## Written problem
Count the lines below that contain the word "index" and give only the number.

## Data segment
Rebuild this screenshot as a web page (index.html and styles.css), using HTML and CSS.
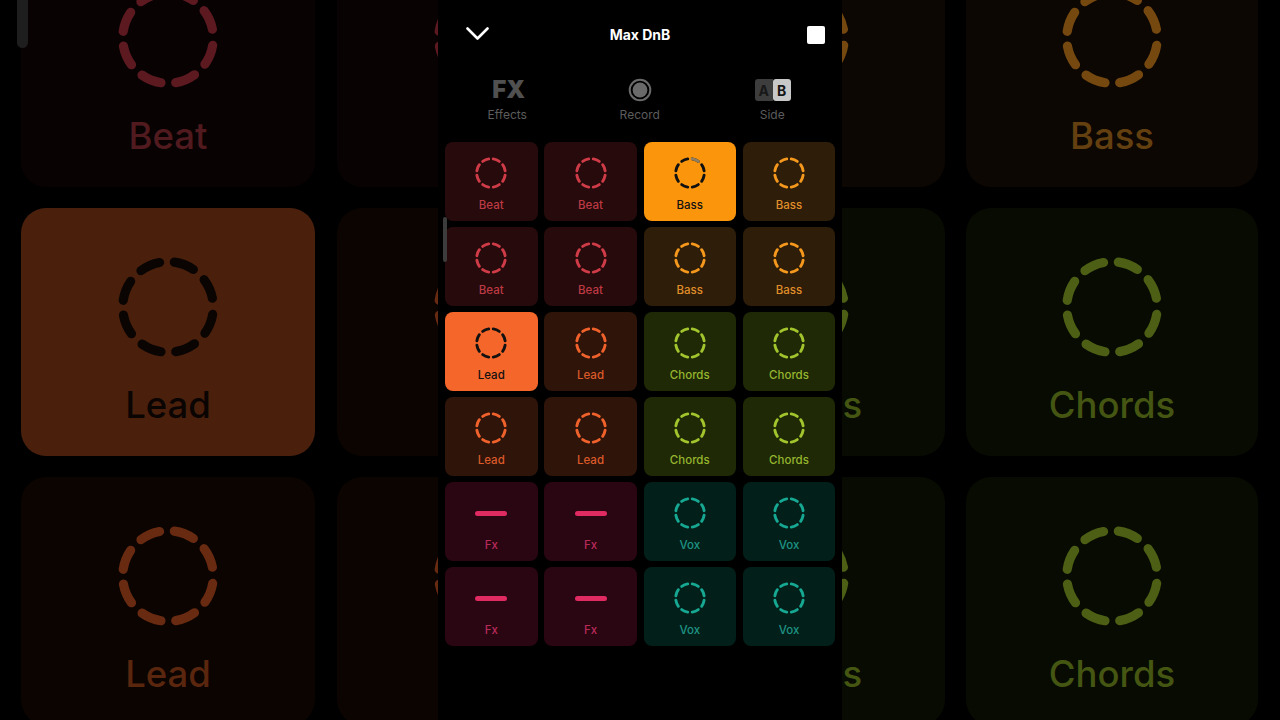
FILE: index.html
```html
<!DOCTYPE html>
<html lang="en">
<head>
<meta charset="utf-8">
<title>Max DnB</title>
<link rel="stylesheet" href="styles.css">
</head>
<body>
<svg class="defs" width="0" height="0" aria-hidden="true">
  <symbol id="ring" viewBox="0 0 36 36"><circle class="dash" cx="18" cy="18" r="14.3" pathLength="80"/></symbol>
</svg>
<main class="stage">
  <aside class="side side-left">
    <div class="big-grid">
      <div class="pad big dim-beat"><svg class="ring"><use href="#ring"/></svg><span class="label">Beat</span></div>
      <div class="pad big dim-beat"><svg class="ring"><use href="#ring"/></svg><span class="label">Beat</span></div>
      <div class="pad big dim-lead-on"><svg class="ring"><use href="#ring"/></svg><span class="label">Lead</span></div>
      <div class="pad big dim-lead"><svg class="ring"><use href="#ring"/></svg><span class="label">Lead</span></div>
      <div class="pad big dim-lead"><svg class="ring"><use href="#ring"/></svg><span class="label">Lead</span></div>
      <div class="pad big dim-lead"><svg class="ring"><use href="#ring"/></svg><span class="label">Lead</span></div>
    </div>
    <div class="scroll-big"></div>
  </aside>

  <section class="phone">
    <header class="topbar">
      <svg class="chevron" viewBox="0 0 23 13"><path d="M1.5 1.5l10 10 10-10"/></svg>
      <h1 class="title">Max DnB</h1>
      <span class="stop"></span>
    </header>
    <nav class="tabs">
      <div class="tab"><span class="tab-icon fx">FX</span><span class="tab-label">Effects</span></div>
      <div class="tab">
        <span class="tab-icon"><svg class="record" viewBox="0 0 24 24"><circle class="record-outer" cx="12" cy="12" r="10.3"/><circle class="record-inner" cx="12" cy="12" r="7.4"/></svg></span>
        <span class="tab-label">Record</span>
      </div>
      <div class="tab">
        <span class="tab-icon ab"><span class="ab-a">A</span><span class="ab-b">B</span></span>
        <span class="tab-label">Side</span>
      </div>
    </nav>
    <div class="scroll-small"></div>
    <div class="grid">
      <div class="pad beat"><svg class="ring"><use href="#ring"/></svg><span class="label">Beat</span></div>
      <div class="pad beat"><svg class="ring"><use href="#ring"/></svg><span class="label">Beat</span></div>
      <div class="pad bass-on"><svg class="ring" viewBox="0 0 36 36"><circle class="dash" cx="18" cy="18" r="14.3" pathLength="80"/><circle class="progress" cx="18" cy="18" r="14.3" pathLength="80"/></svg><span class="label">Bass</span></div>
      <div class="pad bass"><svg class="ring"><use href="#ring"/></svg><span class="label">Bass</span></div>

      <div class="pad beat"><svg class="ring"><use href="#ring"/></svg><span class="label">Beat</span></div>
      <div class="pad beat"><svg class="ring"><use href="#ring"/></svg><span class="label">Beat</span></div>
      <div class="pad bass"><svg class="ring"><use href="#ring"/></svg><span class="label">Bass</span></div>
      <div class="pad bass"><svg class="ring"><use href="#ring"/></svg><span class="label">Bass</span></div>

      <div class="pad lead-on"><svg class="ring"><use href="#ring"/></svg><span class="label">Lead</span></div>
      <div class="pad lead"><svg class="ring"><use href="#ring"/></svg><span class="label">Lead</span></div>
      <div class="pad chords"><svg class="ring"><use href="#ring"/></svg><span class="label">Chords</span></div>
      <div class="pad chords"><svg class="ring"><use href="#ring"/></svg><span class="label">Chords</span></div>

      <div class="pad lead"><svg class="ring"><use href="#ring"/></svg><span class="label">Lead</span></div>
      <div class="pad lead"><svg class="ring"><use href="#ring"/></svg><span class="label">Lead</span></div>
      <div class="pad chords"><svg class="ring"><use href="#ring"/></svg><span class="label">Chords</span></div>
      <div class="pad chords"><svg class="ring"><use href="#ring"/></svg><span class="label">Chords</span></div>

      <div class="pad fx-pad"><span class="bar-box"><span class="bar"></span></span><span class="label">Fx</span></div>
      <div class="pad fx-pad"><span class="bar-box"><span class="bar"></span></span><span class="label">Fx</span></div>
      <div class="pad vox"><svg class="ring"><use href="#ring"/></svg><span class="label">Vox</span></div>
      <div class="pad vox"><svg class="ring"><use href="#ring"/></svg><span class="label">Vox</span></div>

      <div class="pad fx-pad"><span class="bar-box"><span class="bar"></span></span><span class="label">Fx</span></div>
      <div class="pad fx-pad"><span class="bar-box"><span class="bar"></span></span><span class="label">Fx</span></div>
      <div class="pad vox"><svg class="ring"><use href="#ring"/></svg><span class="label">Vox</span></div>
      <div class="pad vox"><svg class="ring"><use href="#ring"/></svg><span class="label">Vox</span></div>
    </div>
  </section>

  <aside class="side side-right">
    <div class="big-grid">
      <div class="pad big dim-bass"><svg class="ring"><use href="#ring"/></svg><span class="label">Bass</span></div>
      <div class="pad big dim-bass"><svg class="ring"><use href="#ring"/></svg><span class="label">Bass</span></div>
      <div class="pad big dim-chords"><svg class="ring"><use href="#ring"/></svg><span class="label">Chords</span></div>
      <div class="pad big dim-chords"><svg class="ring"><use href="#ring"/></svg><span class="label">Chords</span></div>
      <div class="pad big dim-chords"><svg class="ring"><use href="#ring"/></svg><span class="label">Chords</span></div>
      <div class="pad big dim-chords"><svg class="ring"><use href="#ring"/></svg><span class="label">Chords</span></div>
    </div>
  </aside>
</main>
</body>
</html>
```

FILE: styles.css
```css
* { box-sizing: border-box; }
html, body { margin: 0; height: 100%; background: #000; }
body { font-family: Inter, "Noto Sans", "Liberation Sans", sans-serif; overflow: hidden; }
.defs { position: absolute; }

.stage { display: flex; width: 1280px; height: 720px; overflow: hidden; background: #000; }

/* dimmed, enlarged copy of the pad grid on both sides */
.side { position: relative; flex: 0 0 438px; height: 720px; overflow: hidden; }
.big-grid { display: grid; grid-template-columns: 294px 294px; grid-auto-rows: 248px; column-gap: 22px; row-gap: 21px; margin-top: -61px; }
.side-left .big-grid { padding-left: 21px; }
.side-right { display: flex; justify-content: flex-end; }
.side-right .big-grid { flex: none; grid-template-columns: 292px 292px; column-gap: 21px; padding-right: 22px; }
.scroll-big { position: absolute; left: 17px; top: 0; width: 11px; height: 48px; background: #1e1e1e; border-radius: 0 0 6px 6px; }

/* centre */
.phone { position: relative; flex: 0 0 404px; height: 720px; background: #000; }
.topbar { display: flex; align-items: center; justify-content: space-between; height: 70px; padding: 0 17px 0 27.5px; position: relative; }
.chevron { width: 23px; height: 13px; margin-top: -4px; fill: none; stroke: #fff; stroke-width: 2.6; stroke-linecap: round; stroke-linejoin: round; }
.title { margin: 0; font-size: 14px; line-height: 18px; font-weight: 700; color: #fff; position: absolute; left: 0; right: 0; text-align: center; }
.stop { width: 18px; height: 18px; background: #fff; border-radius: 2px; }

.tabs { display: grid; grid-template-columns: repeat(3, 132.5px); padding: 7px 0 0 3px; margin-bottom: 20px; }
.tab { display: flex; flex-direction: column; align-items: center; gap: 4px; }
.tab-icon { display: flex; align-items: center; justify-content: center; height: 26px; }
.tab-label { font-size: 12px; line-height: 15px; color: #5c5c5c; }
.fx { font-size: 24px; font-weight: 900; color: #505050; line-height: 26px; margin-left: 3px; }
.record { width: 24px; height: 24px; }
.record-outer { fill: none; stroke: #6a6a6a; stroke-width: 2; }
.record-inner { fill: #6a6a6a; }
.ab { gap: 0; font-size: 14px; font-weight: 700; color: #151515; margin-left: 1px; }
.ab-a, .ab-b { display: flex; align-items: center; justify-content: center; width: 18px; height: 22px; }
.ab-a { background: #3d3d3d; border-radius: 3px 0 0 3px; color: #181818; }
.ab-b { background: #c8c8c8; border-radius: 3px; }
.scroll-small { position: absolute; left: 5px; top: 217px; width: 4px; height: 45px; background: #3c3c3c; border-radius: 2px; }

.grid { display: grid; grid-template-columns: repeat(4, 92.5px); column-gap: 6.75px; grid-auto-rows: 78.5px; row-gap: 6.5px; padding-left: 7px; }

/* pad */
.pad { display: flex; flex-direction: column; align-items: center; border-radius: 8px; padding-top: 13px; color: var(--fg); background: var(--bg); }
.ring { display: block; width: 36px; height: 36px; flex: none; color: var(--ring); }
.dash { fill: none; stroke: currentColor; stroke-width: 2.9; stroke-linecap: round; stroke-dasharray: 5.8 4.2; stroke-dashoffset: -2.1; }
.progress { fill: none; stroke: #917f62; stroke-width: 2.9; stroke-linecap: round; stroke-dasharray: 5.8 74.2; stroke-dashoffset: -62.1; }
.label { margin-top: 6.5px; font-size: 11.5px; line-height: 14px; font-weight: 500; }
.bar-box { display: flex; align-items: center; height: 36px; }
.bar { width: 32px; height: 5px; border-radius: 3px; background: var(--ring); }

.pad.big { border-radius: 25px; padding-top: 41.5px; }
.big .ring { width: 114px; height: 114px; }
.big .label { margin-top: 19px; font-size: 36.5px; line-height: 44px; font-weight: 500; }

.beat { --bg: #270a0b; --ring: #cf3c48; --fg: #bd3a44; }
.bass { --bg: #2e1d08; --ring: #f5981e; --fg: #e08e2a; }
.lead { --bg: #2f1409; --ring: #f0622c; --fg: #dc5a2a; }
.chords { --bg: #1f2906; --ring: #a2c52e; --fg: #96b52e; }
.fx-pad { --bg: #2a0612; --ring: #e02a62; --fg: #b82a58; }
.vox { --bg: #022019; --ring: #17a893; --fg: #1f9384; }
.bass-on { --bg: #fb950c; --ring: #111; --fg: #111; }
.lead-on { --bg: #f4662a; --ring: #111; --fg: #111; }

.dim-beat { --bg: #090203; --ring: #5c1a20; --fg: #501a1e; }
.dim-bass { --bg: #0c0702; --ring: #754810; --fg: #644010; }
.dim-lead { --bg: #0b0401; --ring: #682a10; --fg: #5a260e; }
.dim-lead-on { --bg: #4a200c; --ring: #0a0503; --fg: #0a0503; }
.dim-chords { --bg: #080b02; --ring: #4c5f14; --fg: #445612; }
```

## Right answer
2